Opínião

O mesmo filme, um filme diferente

Por |
| Tempo de leitura: 3 min

Em "A Estética do Filme", entre tantas passagens preciosas, peguei-me pensando sobre uma que se encontra no terceiro capítulo, de autoria de Marc Vernet (o livro é organizado por Jacques Aumont): "Quando se vai ver um filme de ficção, vai-se sempre ver simultaneamente o mesmo filme e um filme diferente". O autor coloca duas questões: (1) todos os filmes contam - "sob aspectos e com peripécias diferentes" - a mesma história, a do confronto do Desejo com a Lei e de sua dialética; e (2) "qualquer filme de ficção, em um mesmo movimento, deve dar a impressão de um desenvolvimento organizado e de um surgimento que só se deve ao acaso, de forma que o espectador se encontre diante dele em uma posição paradoxal: pode prever e não pode prever a continuação, querer conhecê-la e não querer conhecê-la". As ideias aqui postas merecem ser analisadas.

No cinema e na arte de criar narrativas, há sempre de se conviver com essa gangorra formada pelo "mesmo" e pelo "diferente". Ou como trabalhar com o mesmo nas trilhas de um caminho original. Claro que nem todo filme - nem todo livro, série, peça - poderá ser enquadrado segundo essas regras. Estamos aqui, no caso do cinema, sobretudo nos domínios da narrativa clássica e, digamos, "convencional".

O que quero dizer com isso? Um cinema de personagens bem marcadas, de conflitos morais evidentes, às vezes de heróis e vilões, de motivações que se transformam em jornadas físicas e espirituais, preso mais à prosa do que à poesia. Falo, claro, dos filmes que tanto nos acostumamos a assistir e que lotam as salas de cinema.

De um lado temos o conflito do Desejo com a Lei e sua dialética. O desejo transforma, faz as personagens avançarem, cria conflitos, à medida que a Lei freia, pede contenção, pede pela racionalidade nem sempre preponderante. E a dialética produz narrativas e personagens que se posicionam com um pouco dos dois. Exemplos são inúmeros, desde filmes como "Blade Runner" (caçar replicantes, amar uma replicante, ser um replicante) a "Corpos Ardentes" (o crime, a culpa, o castigo), só para ficar em dois exemplos nos quais a dialética é evidente.

Por outro, temos a segunda camada citada por Vernet, na qual tudo fica mais complexo e nebuloso na arte de contar histórias: um equilíbrio entre o desenvolvimento programado e o surgimento inesperado, que leva a elementos que nos fazem reconhecer as situações que envolvem a intriga e outros que nos pedem para que algumas soluções sejam deixadas para depois, em etapas obrigatórias e desvios necessários.
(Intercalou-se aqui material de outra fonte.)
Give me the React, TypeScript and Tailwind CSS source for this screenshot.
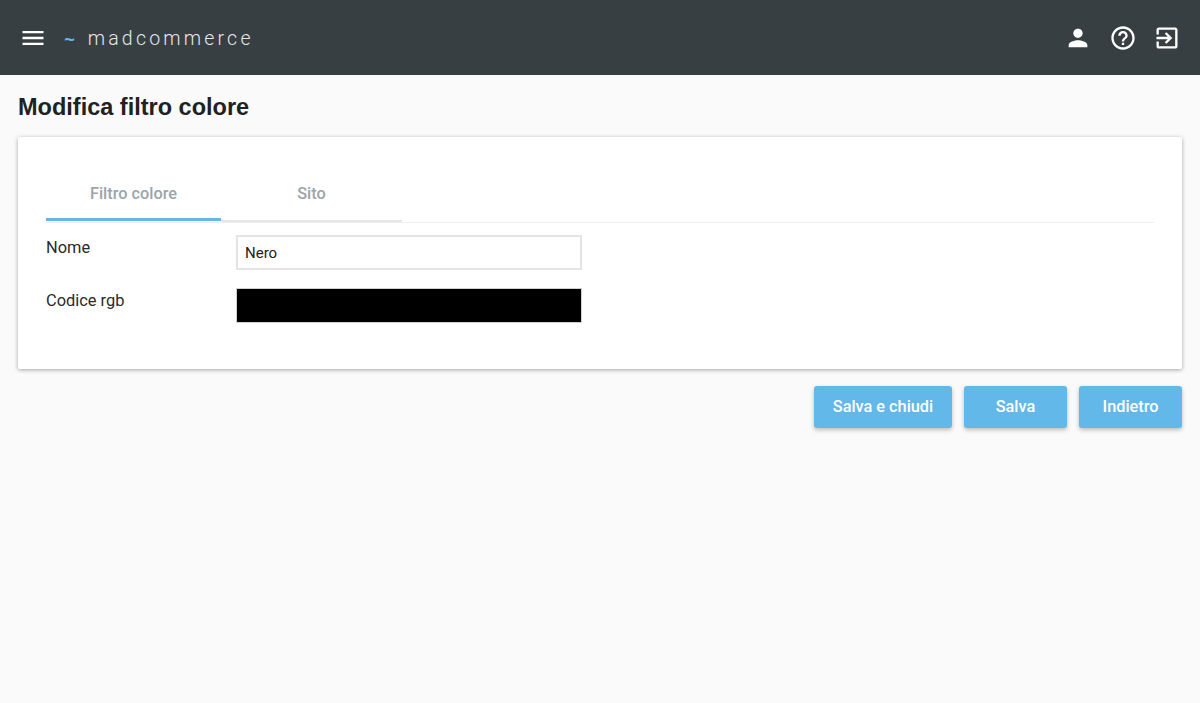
import React from "react";

const roboto = "font-['Roboto',sans-serif]";

const Icon: React.FC<{ d: string; className?: string }> = ({ d, className }) => (
  <svg viewBox="0 0 24 24" fill="currentColor" className={className}>
    <path d={d} />
  </svg>
);

const ActionButton: React.FC<{ label: string; width: string }> = ({ label, width }) => (
  <button
    className={`${width} h-[42px] rounded-[3px] bg-[#62b8e9] text-white text-[16.3px] font-medium ${roboto} shadow-[0_2px_4px_rgba(0,0,0,0.25)]`}
  >
    {label}
  </button>
);

const App: React.FC = () => {
  return (
    <div className={`min-h-[703px] bg-[#fafafa] ${roboto}`}>
      {/* top bar */}
      <header className="h-[75px] bg-[#383f43] flex items-center justify-between px-[18.7px] text-white">
        <div className="flex items-center">
          <Icon
            d="M3 18h18v-2H3v2zm0-5h18v-2H3v2zm0-7v2h18V6H3z"
            className="w-[28px] h-[28px]"
          />
          <span className="ml-[17.5px] mt-[5px] text-[#62b8e9] text-[18px] font-bold font-['Liberation_Sans',sans-serif]">~</span>
          <span className="ml-[13px] mt-[3px] text-[19.5px] font-light tracking-[3.2px] text-[#e4e6e7]">
            madcommerce
          </span>
        </div>
        <div className="flex items-center gap-[16.6px]">
          <Icon
            d="M12 12c2.21 0 4-1.79 4-4s-1.79-4-4-4-4 1.79-4 4 1.79 4 4 4zm0 2c-2.67 0-8 1.34-8 4v2h16v-2c0-2.66-5.33-4-8-4z"
            className="w-[28px] h-[28px]"
          />
          <Icon
            d="M11 18h2v-2h-2v2zm1-16C6.48 2 2 6.48 2 12s4.48 10 10 10 10-4.48 10-10S17.52 2 12 2zm0 18c-4.41 0-8-3.59-8-8s3.59-8 8-8 8 3.59 8 8-3.59 8-8 8zm0-14c-2.21 0-4 1.79-4 4h2c0-1.1.9-2 2-2s2 .9 2 2c0 2-3 1.75-3 5h2c0-2.25 3-2.5 3-5 0-2.21-1.79-4-4-4z"
            className="w-[28px] h-[28px]"
          />
          <Icon
            d="M10.09 15.59L11.5 17l5-5-5-5-1.41 1.41L12.67 11H3v2h9.67l-2.58 2.59zM19 3H5c-1.11 0-2 .9-2 2v4h2V5h14v14H5v-4H3v4c0 1.1.89 2 2 2h14c1.1 0 2-.9 2-2V5c0-1.1-.9-2-2-2z"
            className="w-[28px] h-[28px]"
          />
        </div>
      </header>

      <main className="px-[18px]">
        <h1 className="pt-[17px] h-[62px] text-[23.5px] leading-[30px] font-bold text-[#212121] font-['Liberation_Sans',sans-serif]">
          Modifica filtro colore
        </h1>

        {/* form card */}
        <section className="h-[232px] bg-white rounded-[2px] px-[28px] pt-[37px] shadow-[0_1px_4px_rgba(0,0,0,0.35)]">
          <div className="flex h-[49px] border-b border-[#eeeeee]">
            <div className="w-[175px] h-[47px] border-b-[3px] border-[#62b8e9] pt-[6px] text-center text-[16.3px] leading-[28px] font-medium text-[#9aa5ab]">
              Filtro colore
            </div>
            <div className="w-[181px] h-[48px] border-b-[2px] border-[#e6e6e6] pt-[6px] text-center text-[16.3px] leading-[28px] font-medium text-[#9aa5ab]">
              Sito
            </div>
          </div>

          <div className="mt-[12px] flex h-[35px]">
            <label className="w-[190px] pt-[1px] text-[16.4px] leading-[24px] text-[#2a2a2a]">Nome</label>
            <input
              readOnly
              value="Nero"
              className="w-[346px] h-[35px] border-2 border-[#e4e4e4] bg-white px-[7px] text-[15px] text-[#212121] outline-none"
            />
          </div>

          <div className="mt-[18px] flex h-[35px]">
            <label className="w-[190px] pt-[1px] text-[16.4px] leading-[24px] text-[#2a2a2a]">Codice rgb</label>
            <div className="w-[346px] h-[35px] border border-[#cfcfcf] bg-black" />
          </div>
        </section>

        {/* actions */}
        <div className="mt-[17px] flex justify-end gap-[12px]">
          <ActionButton label="Salva e chiudi" width="w-[138px]" />
          <ActionButton label="Salva" width="w-[103px]" />
          <ActionButton label="Indietro" width="w-[103px]" />
        </div>
      </main>
    </div>
  );
};

export default App;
Vernet conclui que "o avanço do filme de ficção é, em seu conjunto, modulado por dois códigos: a intriga de predestinação e a frase hermenêutica". O segundo conceito ele retira de Roland Barthes, que é, de forma resumida, um conjunto de atrasos, de etapas-paradas que criam obstáculos na narrativa.

Diferentes autores teorizaram sobre a arte de contar histórias. Tentaram, de diferentes maneiras, "catalogar" e definir caminhos. Continuo acreditando que não existe uma fórmula para se escrever um grande roteiro e penso que roteiros ruins, nas mãos de grandes diretores, podem inclusive gerar grandes filmes - mas, reconheço, são exceções.